Thursday, April 5, 2018

Please Kill Me: The Uncensored Oral History of Punk Paperback – August 9, 2016 by Legs McNeil and Gillian McCain (Grove Press)



As crazily complete an account of a musical movement as you will ever read. I hate to say it, but this is my era and I was completely engrossed by the depraved and drugged out path Punk took through its all too brief lifetime.

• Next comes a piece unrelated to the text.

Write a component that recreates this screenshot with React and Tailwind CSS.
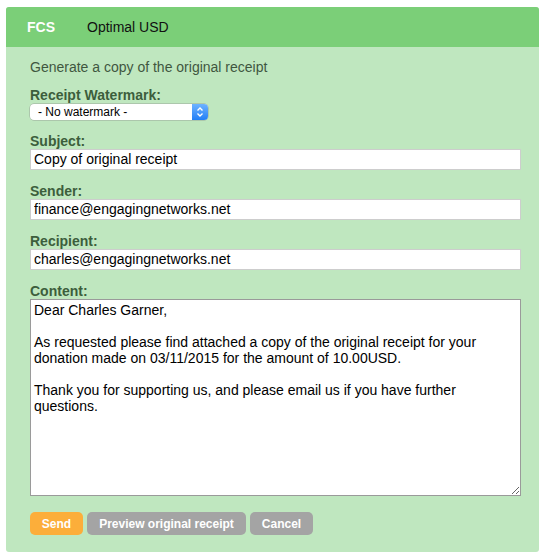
import React from 'react';

const font = { fontFamily: '"Liberation Sans", Arial, sans-serif' };

function Field({ label, value }) {
    return (
        <div className="flex flex-col">
            <label className="h-4 text-[14px] leading-4 font-bold text-[#3c5e3c]">{label}</label>
            <input
                type="text"
                defaultValue={value}
                className="h-[21px] w-full bg-white border border-[#cdcdcd] px-[3px] text-[14px] text-black outline-none"
            />
        </div>
    );
}

export default function App() {
    const content = "Dear Charles Garner,\n\nAs requested please find attached a copy of the original receipt for your donation made on 03/11/2015 for the amount of 10.00USD.\n\nThank you for supporting us, and please email us if you have further questions.";

    return (
        <div className="bg-white w-[545px] h-[560px] pt-[7px] pl-[6px]" style={font}>
            <div className="w-[533px] rounded-[3px] overflow-hidden bg-[#bfe7bf]">
                {/* Header bar */}
                <div className="h-10 bg-[#7bcf78] flex items-center text-[14px]">
                    <span className="ml-[21px] font-bold text-white">FCS</span>
                    <span className="ml-[32px] text-[#111]">Optimal USD</span>
                </div>

                <div className="pl-6 pr-[18px] pt-3 pb-[17px] flex flex-col">
                    <p className="h-4 leading-4 text-[14px] text-[#3f573f]">Generate a copy of the original receipt</p>

                    <div className="mt-3 flex flex-col">
                        <label className="h-4 text-[14px] leading-4 font-bold text-[#3c5e3c]">Receipt Watermark:</label>
                        <div className="mt-px h-4 w-[178px] flex bg-white rounded-[4px] shadow-[0_0_0_0.5px_#9aa89a] overflow-hidden">
                            <span className="flex-1 pl-2 text-[12px] leading-4 text-black">- No watermark -</span>
                            <span className="w-4 h-4 flex items-center justify-center bg-gradient-to-b from-[#6db3ff] to-[#1f7ef6]">
                                <svg width="8" height="12" viewBox="0 0 8 12" fill="none" stroke="white" strokeWidth="1.4">
                                    <path d="M1.5 4.5 L4 2 L6.5 4.5" />
                                    <path d="M1.5 7.5 L4 10 L6.5 7.5" />
                                </svg>
                            </span>
                        </div>
                    </div>

                    <div className="mt-[13px] flex flex-col gap-[13px]">
                        <Field label="Subject:" value="Copy of original receipt" />
                        <Field label="Sender:" value="finance@engagingnetworks.net" />
                        <Field label="Recipient:" value="charles@engagingnetworks.net" />
                        <div className="flex flex-col">
                            <label className="h-4 text-[14px] leading-4 font-bold text-[#3c5e3c]">Content:</label>
                            <textarea
                                defaultValue={content}
                                className="h-[197px] w-full bg-white border border-[#9a9a9a] px-[3px] py-[2px] text-[14px] leading-4 text-black outline-none resize"
                                style={font}
                            />
                        </div>
                    </div>

                    <div className="mt-4 flex gap-1 text-[12px] font-bold text-white">
                        <button className="h-[23px] w-[53px] rounded-[5px] bg-[#fcae3a]">Send</button>
                        <button className="h-[23px] w-[159px] rounded-[5px] bg-[#a4a4a4]">Preview original receipt</button>
                        <button className="h-[23px] w-[63px] rounded-[5px] bg-[#a4a4a4]">Cancel</button>
                    </div>
                </div>
            </div>
        </div>
    );
}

The book is entirely made up of interviews from everyone who could possibly have anything to say about the seedy history of Punk music. There is no descriptive content other than these interviews which are carefully and cleverly woven together to provide a dynamic timeline of this ugly step child sub-genre of rock and roll. Everyone is interviewed, from musicians to producers to journalists to drug dealers to drag queens to groupies. This complete cast of characters from both sides of the Atlantic creates a narrative so seedy that sometimes you feel you have to bathe after reading it.

And that is as it should be because the story in its decadence is completely mesmerizing.

Everybody is here, The New York Dolls, MC5, The Dictators, The Dead Boys, The Ramones, The Sex Pistols, Andy Warhol, Lou Reed, Patti Smith and that only gets you half way through the book. I am also happy to report that as a huge fan I was gratified to learn that the number one degenerate from which all Punk sprang (or, more appropriately, seeped) is the king himself, Mr. Iggy Pop; a man pretty much at the center of this descent into musical madness.

For me this is the definitive story, and by far the best overview, of the insane world of Punk music I've ever read.